Restiamo comunque una specie particolarmente sensibile alla retorica, alle parole. E sono da leggere e riascoltare due esercizi retorici significativi. L’omelia di Benedetto XVI per la beatificazione del suo predecessore, e il discorso notturno di Obama che annuncia: “giustizia è fatta”.
“Quella carica di speranza – ha detto il Papa ricordando Wojtyla – che era stata ceduta in qualche modo al marxismo e all’ideologia del progresso, egli l’ha legittimamente rivendicata al Cristianesimo”. Parole che ci interrogano: resta solo alla religione la ragione di quella speranza?
Anche Obama ha invocato spesso Dio – come sempre nella retorica politica americana – e ha molto esaltato la forza, quasi l’onnipotenza, della sua nazione così provata dalle guerre e dalla crisi economica.
Salvo avvertire proprio nelle sue ultime parole: “Let us remember that we can do these things not just because of wealth or power, but because of who we are: one nation, under God, indivisible, with liberty and justice for all”. Possiamo fare questo non per il benessere o il potere, ma per quello che noi siamo: una nazione, sotto Dio, indivisibile, con libertà e giustizia per tutti. La seconda parte della frase è ripresa dalla formula del giuramento, che a sua volta cita un famoso discorso di Lincoln. Ma Obama ha sentito il bisogno di affermare che la sua non è una politica di potenza e egoistica.
Altre parole che scelgo di citare sono quelle del direttore della sala stampa vaticana, padre Federico Lombardi: “”Di fronte alla morte di un uomo, un cristiano non si rallegra mai, ma riflette sulle gravi responsabilità di ognuno davanti a Dio e agli uomini e spera e si impegna perché ogni evento non sia occasione di una crescita ulteriore dell’odio, ma della pace”.
Mi dispiace che nessun politico italiano abbia sentito il bisogno di dire qualche cosa di simile, laicamente.
Se dallo spettacolo globale voltiamo lo sguardo a quello locale, all’Italia del 25 aprile e del Primo Maggio, e dell’intervento in Libia, molto altro ci sarebbe da dire, e sempre a proposito dell’uso delle parole. Per ora solo qualche appunto, in forma interrogativa.
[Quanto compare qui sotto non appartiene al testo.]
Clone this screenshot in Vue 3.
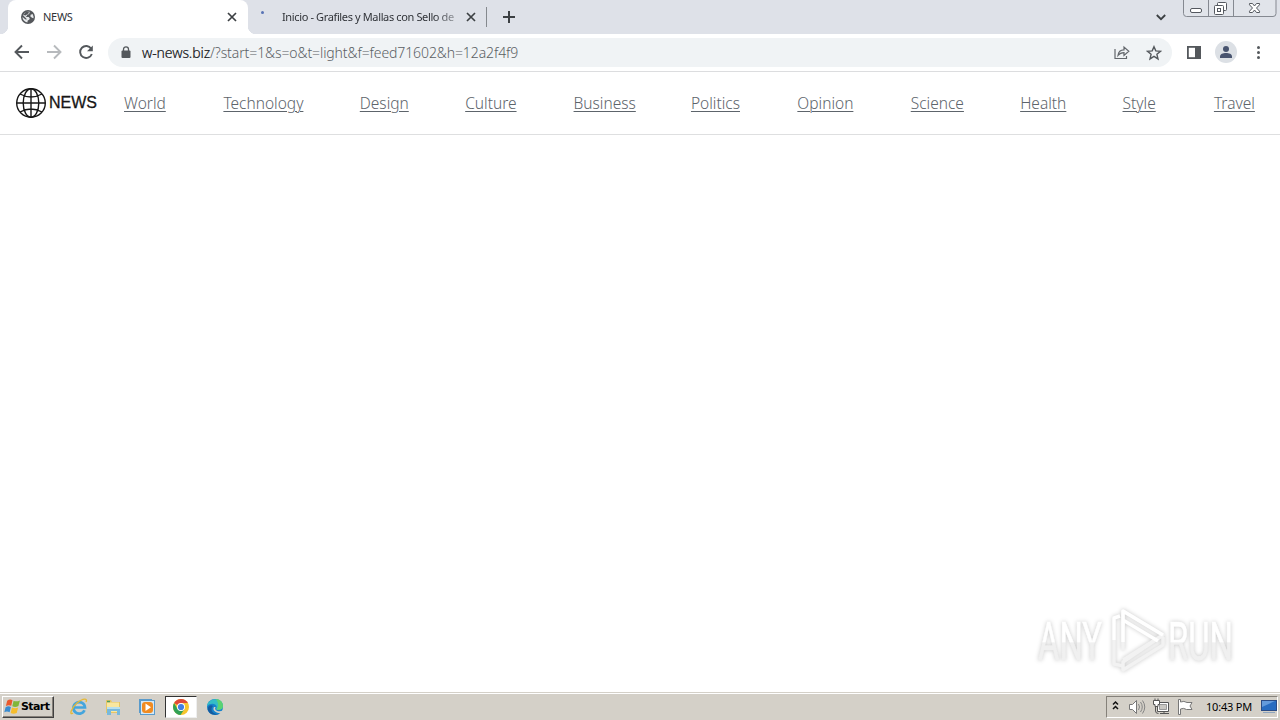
<script setup>
import { ref } from 'vue'

const links = ref([
  { label: 'World', width: 43 },
  { label: 'Technology', width: 80 },
  { label: 'Design', width: 49 },
  { label: 'Culture', width: 52 },
  { label: 'Business', width: 61 },
  { label: 'Politics', width: 50 },
  { label: 'Opinion', width: 57 },
  { label: 'Science', width: 53 },
  { label: 'Health', width: 46 },
  { label: 'Style', width: 35 },
  { label: 'Travel', width: 42 },
])
</script>

<template>
  <div class="screen">
    <header class="tabstrip">
      <div class="tab active">
        <svg class="favicon" width="14" height="14" viewBox="0 0 14 14">
          <circle cx="7" cy="7" r="7" fill="#54575b" />
          <path d="M8.300 1.600 8.700 3 7.300 4.500H6v1.300L4.600 7h3l1.200 1.300-.6 1.400-1.500.7-.3 2C3.500 12 1.500 9.800 1.500 7l2.700 2.300 1.300.5v-1L3.800 7 2.200 5.500C3 3 5.200 1.300 8.300 1.600z" fill="#e7e9eb" />
          <path d="M2.400 5 5 5.500l1-1.300 1.500-.7.5-2L5 1.500z" fill="#54575b" />
          <path d="M9.600 4.800 11.600 4l.9 2.400v1.800l-1.500-.4L9.400 6.500z" fill="#e7e9eb" />
        </svg>
        <span class="tab-title">NEWS</span>
        <svg class="close" width="10" height="10" viewBox="0 0 10 10">
          <path d="M1 1l8 8M9 1l-8 8" />
        </svg>
      </div>
      <div class="tab second">
        <i class="spinner"></i>
        <span class="tab-title faded">Inicio - Grafiles y Mallas con Sello de</span>
        <svg class="close" width="10" height="10" viewBox="0 0 10 10">
          <path d="M1 1l8 8M9 1l-8 8" />
        </svg>
      </div>
      <i class="tab-divider"></i>
      <svg class="plus" width="12" height="12" viewBox="0 0 12 12">
        <path d="M6 0v12M0 6h12" stroke="#3c4043" stroke-width="2" />
      </svg>
      <svg class="chevron" width="10" height="7" viewBox="0 0 10 7">
        <path d="M.8 1 5 5.2 9.2 1" fill="none" stroke="#3c4043" stroke-width="1.8" />
      </svg>
      <svg class="window-buttons" width="94" height="18" viewBox="0 0 94 18">
        <path d="M.5 0v13.500q0 3 3 3h86.500q3 0 3-3V0" fill="#e1e4ea" stroke="#858991" />
        <path d="M25.500 0v16M50.500 0v16" stroke="#858991" />
        <rect x="7.500" y="8.500" width="11" height="4" rx="1.500" fill="#fff" stroke="#54585f" />
        <rect x="34.500" y="2.500" width="9" height="8" rx="1" fill="#fff" stroke="#54585f" />
        <rect x="31.500" y="5.500" width="9" height="9" rx="1" fill="#fff" stroke="#54585f" />
        <rect x="34.500" y="8.500" width="3" height="3" fill="#fff" stroke="#54585f" />
        <path d="M66.500 3.500h3l2 2.500 2-2.500h3v1.300L73.500 8l3 3.200v1.300h-3l-2-2.500-2 2.500h-3v-1.300l3-3.200-3-3.200z" fill="#fff" stroke="#54585f" />
      </svg>
    </header>

    <div class="toolbar">
      <svg class="nav-icons" width="108" height="37" viewBox="0 0 108 37">
        <g fill="none" stroke-width="1.900">
          <path d="M29 18H16M22 11.500l-6.500 6.500 6.500 6.500" stroke="#54585c" />
          <path d="M47 18h13M54 11.500l6.500 6.500-6.500 6.500" stroke="#b7babd" />
          <path d="M91.200 14.700A6 6 0 1 0 91.800 20" stroke="#54585c" />
        </g>
        <path d="M92.800 11.500v5.800H87z" fill="#54585c" />
      </svg>
      <div class="address">
        <svg class="lock" width="10" height="13" viewBox="0 0 10 13">
          <rect x=".5" y="4.500" width="9" height="7.500" rx="1" fill="#54585c" />
          <path d="M2.500 5V3.200a2.500 2.300 0 0 1 5 0V5" fill="none" stroke="#54585c" stroke-width="1.300" />
        </svg>
        <span class="url"><b>w-news.biz</b>/?start=1&amp;s=o&amp;t=light&amp;f=feed71602&amp;h=12a2f4f9</span>
        <svg class="share" width="16" height="15" viewBox="0 0 16 15" fill="none" stroke="#63676c" stroke-width="1.200">
          <path d="M1 4v9.500h11.500V11" />
          <path d="M4 10.500c.4-3.600 2.600-5.600 6-5.600V2l4.800 4.300L10 10.500V7.700C7.500 7.700 5.500 8.500 4 10.500z" />
        </svg>
        <svg class="star" width="16" height="16" viewBox="0 0 16 16">
          <path d="M8 1.700l1.800 4.200 4.700.4-3.600 3 1.100 4.600L8 11.400l-4 2.500 1.100-4.600-3.600-3 4.700-.4z" fill="none" stroke="#54585c" stroke-width="1.400" />
        </svg>
      </div>
      <svg class="tools" width="108" height="37" viewBox="0 0 108 37">
        <rect x="15.900" y="12.900" width="12.200" height="11.200" fill="#fff" stroke="#54585c" stroke-width="1.800" />
        <path d="M23 12h6v13h-6z" fill="#54585c" />
        <circle cx="54" cy="18" r="11" fill="#dce0e5" />
        <circle cx="54" cy="15" r="3" fill="#48546f" />
        <path d="M48 24v-1.500c0-4.600 12-4.600 12 0V24z" fill="#48546f" />
        <g fill="#54585c">
          <circle cx="86.500" cy="13.500" r="1.500" />
          <circle cx="86.500" cy="18.500" r="1.500" />
          <circle cx="86.500" cy="23.500" r="1.500" />
        </g>
      </svg>
    </div>

    <nav class="site-nav">
      <div class="brand">
        <svg width="32" height="32" viewBox="0 0 32 32" fill="none" stroke="#171717" stroke-width="1.400">
          <circle cx="16" cy="16" r="14.300" />
          <ellipse cx="16" cy="16" rx="7.800" ry="14.300" />
          <path d="M16 1.700v28.600M1.700 16h28.600M5 7q11 6 22 0M5 25q11-6 22 0" />
        </svg>
        <span>NEWS</span>
      </div>
      <a v-for="link in links" :key="link.label" :style="{ width: link.width + 'px' }">{{ link.label }}</a>
    </nav>

    <main class="page">
      <svg class="watermark" width="212" height="76" viewBox="0 0 212 76">
        <defs>
          <linearGradient id="wm" gradientUnits="userSpaceOnUse" x1="0" y1="22" x2="0" y2="61">
            <stop offset="0.500" stop-color="#fff" />
            <stop offset="0.540" stop-color="#f0f0f0" />
          </linearGradient>
        </defs>
        <g class="watermark-text" fill="url(#wm)" stroke="url(#wm)" stroke-width="0.600">
          <text x="8" y="60" textLength="64" lengthAdjust="spacingAndGlyphs">ANY</text>
          <text x="138" y="60" textLength="65" lengthAdjust="spacingAndGlyphs">RUN</text>
        </g>
        <g class="watermark-mark" fill="none" stroke-width="3.500" stroke-linejoin="round">
          <path d="M93 50V11l40 24-40 27v8l40-25v-8" stroke="#f2f2f2" />
          <path d="M84 40v24l9 2M133 35 93 60" stroke="#f2f2f2" />
          <path d="M93 42V11l40 24M93 20l35 21M84 40V18l6-2" stroke="#fff" />
        </g>
      </svg>
    </main>

    <footer class="taskbar">
      <div class="start">
        <svg width="17" height="17" viewBox="0 0 16 16">
          <path d="M3 2.500q2.500-2 5-.5L6.800 7.300Q4.300 6 1.800 7.600z" fill="#e9592d" />
          <path d="M9 2.500q2.500 1.400 6-.2L13.600 7.600q-3 1.500-5.800.2z" fill="#80b63a" />
          <path d="M1.500 8.600Q4 7 6.500 8.400L5.300 13.500Q2.800 12 .3 13.500z" fill="#388bd0" />
          <path d="M7.500 9q3 1.300 5.800 0L12 14q-3 1.500-5.700.1z" fill="#f6bd2c" />
        </svg>
        <span>Start</span>
      </div>
      <div class="launchers">
        <div class="launcher">
          <svg width="18" height="18" viewBox="0 0 18 18">
            <path d="M14.500 12.300A5.800 5.800 0 1 1 15 9.500H4" fill="none" stroke="#44a5dd" stroke-width="2.700" />
            <path d="M3 15C-1 18 1 10 7 5s11-5 9-1" fill="none" stroke="#e6b936" stroke-width="1.400" />
          </svg>
        </div>
        <div class="launcher">
          <svg width="18" height="18" viewBox="0 0 18 18">
            <path d="M2 2h5l1 2h8v11H2z" fill="#e5c566" />
            <path d="M3 4.500h12V14H3z" fill="#f9e79f" />
            <path d="M3 3.500h3" stroke="#4c9d5e" stroke-width="1.500" />
            <path d="M3 9h13v8h-3v-4H7v4H3z" fill="#78b9dc" />
            <path d="M3 9h13v2H3z" fill="#b7dfee" />
          </svg>
        </div>
        <div class="launcher">
          <svg width="18" height="18" viewBox="0 0 18 18">
            <rect x="1.500" y="1.500" width="12" height="13" fill="#bfdcf0" stroke="#5a9bcb" />
            <rect x="2.500" y="2.500" width="14" height="14" fill="#d5e8f5" stroke="#5a9bcb" />
            <rect x="4" y="4" width="11" height="11" rx="3" fill="#f08b21" />
            <path d="M7.500 5.500v7.500L13 9.300z" fill="#fff" />
          </svg>
        </div>
        <div class="launcher pressed">
          <svg width="18" height="18" viewBox="0 0 18 18">
            <circle cx="9" cy="9" r="8" fill="#f7c52d" />
            <path d="M9 9 2.100 5A8 8 0 0 1 15.900 5H9z" fill="#df4939" />
            <path d="M2.100 5A8 8 0 0 0 8.500 17L12.500 11 9 9 5.500 11z" fill="#31a156" />
            <circle cx="9" cy="9" r="4" fill="#fff" />
            <circle cx="9" cy="9" r="3.100" fill="#427fe3" />
          </svg>
        </div>
        <div class="launcher">
          <svg width="18" height="18" viewBox="0 0 18 18">
            <circle cx="9" cy="9" r="8" fill="#1582cc" />
            <path d="M1 8C2-1 17-1 17 8c0 4-5 5-7 3 3-4-4-8-9-3z" fill="#34bdc6" />
            <path d="M10 1.100C14 1.300 17 4 17 8c0 3.500-4 4.500-6.500 3.400 2.500-3 2-6-.5-10.300z" fill="#5bd273" />
            <path d="M7 8c-4 4 1 9 6 7.900C5 19-1 12 3 8q2-1.700 4 0z" fill="#155b9f" />
            <path d="M9.700 9c-2 3 2 5.500 7.500 3.600l-2 2.400C9.500 15.500 6 12 8 9z" fill="#d4d0c8" />
          </svg>
        </div>
      </div>
      <div class="tray">
        <svg width="88" height="20" viewBox="0 0 88 20" fill="none">
          <path d="M6 7.500l2.500-2.500L11 7.500M6 12l2.500-2.500L11 12" stroke="#111" stroke-width="1.500" />
          <path d="M22.500 7.500h3l4-4v13l-4-4h-3z" fill="#fff" stroke="#777" />
          <path d="M31.500 7q2 3 0 6M33.500 5q3.500 5 0 10M35.500 3.500q4.500 6.500 0 13" stroke="#858585" />
          <path d="M50.500 5.500h11v9h-11z" fill="#fff" stroke="#555" />
          <path d="M52.500 7.500h7v5h-7z" fill="#c9c7c2" stroke="#999" />
          <path d="M53 16.500h9M57 14v2M48.500 8v6q0 2.500 3 2.500" stroke="#555" />
          <path d="M46.500 3.500h6v4h-1.500v2h-3v-2h-1.500zM48 1.500v2M51 1.500v2" fill="#fff" stroke="#555" />
          <path d="M71.500 2.500v15h2V12q3-1.500 6 .5h5.500l-2-3.500 2-3.500h-5q-3-2-6.500-.500V2.500z" fill="#fff" stroke="#777" />
        </svg>
        <span class="clock">10:43 PM</span>
        <svg class="desktop" width="16" height="14" viewBox="0 0 16 14">
          <rect x=".5" y=".5" width="15" height="10" fill="#286cc1" stroke="#2b4c86" />
          <path d="M1 1h13L1 7z" fill="#649bdc" />
          <path d="M2 12.500h12" stroke="#8fa5be" />
        </svg>
      </div>
    </footer>
  </div>
</template>

<style>
body {
  margin: 0;
  overflow: hidden;
}
</style>

<style scoped>
.screen {
  width: 1280px;
  height: 720px;
  display: flex;
  flex-direction: column;
  background: #fff;
  font-family: 'Noto Sans', sans-serif;
  overflow: hidden;
}
.screen * {
  box-sizing: border-box;
}
svg {
  display: block;
  flex: none;
}
.tabstrip {
  height: 34px;
  flex: none;
  display: flex;
  align-items: center;
  background: #dee1e8;
  padding-left: 8px;
}
.tab {
  display: flex;
  align-items: center;
  height: 34px;
  color: #303338;
  font-size: 11px;
}
.tab.active {
  width: 240px;
  background: #fff;
  border-radius: 8px 8px 0 0;
  padding: 0 11px 0 13px;
  position: relative;
}
.tab.active::before,
.tab.active::after {
  content: '';
  position: absolute;
  bottom: 0;
  width: 8px;
  height: 8px;
}
.tab.active::before {
  left: -8px;
  background: radial-gradient(circle at 0 0, transparent 8px, #fff 8.5px);
}
.tab.active::after {
  right: -8px;
  background: radial-gradient(circle at 100% 0, transparent 8px, #fff 8.5px);
}
.tab-title {
  margin-left: 8px;
  padding-bottom: 1px;
  white-space: nowrap;
  letter-spacing: -0.3px;
}
.close {
  margin-left: auto;
  stroke: #3c4043;
  stroke-width: 1.7;
}
.tab.second {
  width: 228px;
  padding-left: 13px;
}
.spinner {
  width: 3px;
  height: 3px;
  margin-bottom: 10px;
  border-radius: 50%;
  background: #5873b5;
}
.faded {
  width: 176px;
  margin-left: 18px;
  letter-spacing: -0.37px;
  mask-image: linear-gradient(90deg, #000 87%, rgba(0, 0, 0, 0.3));
}
.tab-divider {
  width: 1px;
  height: 20px;
  margin-left: 10px;
  background: #85898e;
}
.plus {
  margin-left: 16px;
}
.chevron {
  margin-left: auto;
}
.window-buttons {
  align-self: flex-start;
  margin: 0 3px 0 17px;
}
.toolbar {
  height: 38px;
  flex: none;
  display: flex;
  align-items: center;
  border-bottom: 1px solid #dcdddf;
}
.address {
  width: 1064px;
  height: 29px;
  display: flex;
  align-items: center;
  padding: 0 10px 0 13px;
  border-radius: 15px;
  background: #f0f3f5;
}
.url {
  margin-left: 11px;
  color: #5b5f64;
  font-size: 14px;
  font-weight: 300;
  letter-spacing: -0.1px;
}
.url b {
  color: #101114;
  font-weight: 300;
  -webkit-text-stroke: 0.2px #101114;
}
.share {
  margin-left: auto;
}
.star {
  margin-left: 16px;
}
.site-nav {
  height: 63px;
  flex: none;
  display: flex;
  align-items: center;
  gap: 56.4px;
  padding: 0 24px 0 15px;
  border-bottom: 1px solid #dedfe0;
}
.brand {
  width: 83px;
  flex: none;
  display: flex;
  align-items: center;
  gap: 2px;
  margin-right: -30.4px;
  color: #161616;
  font: 400 16px 'Liberation Sans', sans-serif;
  -webkit-text-stroke: 0.3px #161616;
}
.site-nav a {
  flex: none;
  white-space: nowrap;
  color: #5d646b;
  font-size: 15.5px;
  font-weight: 300;
  text-decoration: underline;
  text-underline-offset: 2px;
  text-decoration-thickness: 1px;
}
.page {
  flex: 1;
  display: flex;
  align-items: flex-end;
  justify-content: flex-end;
  padding: 0 38px 16px 0;
}
.watermark {
  overflow: visible;
}
.watermark-text {
  font: 400 53px Roboto, sans-serif;
  filter: drop-shadow(0 0 2px #c8c8c8);
}
.watermark-mark {
  filter: drop-shadow(0 0 2px #c8c8c8);
}
.taskbar {
  height: 28px;
  flex: none;
  display: flex;
  align-items: center;
  padding: 1px 2px 1px;
  background: #d4d0c8;
  border-top: 1px solid #d4d0c8;
  box-shadow: inset 0 1px #fff;
}
.start {
  width: 52px;
  height: 22px;
  display: flex;
  align-items: center;
  padding-left: 1px;
  border: 1px solid;
  border-color: #fff #404040 #404040 #fff;
  box-shadow: inset -1px -1px #858079;
  color: #000;
  font: 700 11px 'DejaVu Sans', sans-serif;
  letter-spacing: -0.6px;
}
.launchers {
  display: flex;
  gap: 2px;
  margin-left: 9px;
}
.launcher {
  width: 32px;
  height: 22px;
  display: flex;
  align-items: center;
  justify-content: center;
}
.launcher.pressed {
  background: #fff;
  border: 1px solid;
  border-color: #333 #eee #eee #333;
}
.tray {
  width: 172px;
  height: 22px;
  display: flex;
  align-items: center;
  margin-left: auto;
  border: 1px solid;
  border-color: #85817a #fff #fff #85817a;
}
.clock {
  margin-left: 11px;
  color: #000;
  font-size: 11px;
  letter-spacing: -0.2px;
  white-space: nowrap;
}
.desktop {
  margin-left: auto;
}
</style>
Si può giustificare eticamente un intervento per difendere i più deboli dalla violenza di un tiranno senza mettere nel conto una forza di interposizione che non si limiti a bombardare dall’alto senza quasi alcun rischio per la propria vita?
Si può convenire con l’urlo di Feltri: ora uccidete Gheddafi?
Passando a alternative meno tragiche, ma comunque pericolose: un sindaco di centrosinistra può impugnare la bandiera dei negozi aperti nella festa del lavoro con frasi volutamente provocatorie, starei per dire “rottamatorie”, contro il sindacato? E chi fermerà la risposta stupida e inaccettabile di chi va a imbrattare e magari a rompere le vetrine di quei negozi?
La mattina del Primo Maggio sono andato a prendere un caffè e a leggere i giornali in un bar aperto vicino a casa. Il ragazzo che era alla cassa si è scambiato più volte gli auguri di “buon Primo Maggio” con molti avventori. Cosa che mi ha sorpreso piacevolmente: ho pensato che deve pur esistere un modo più sensato di affrontare il problema.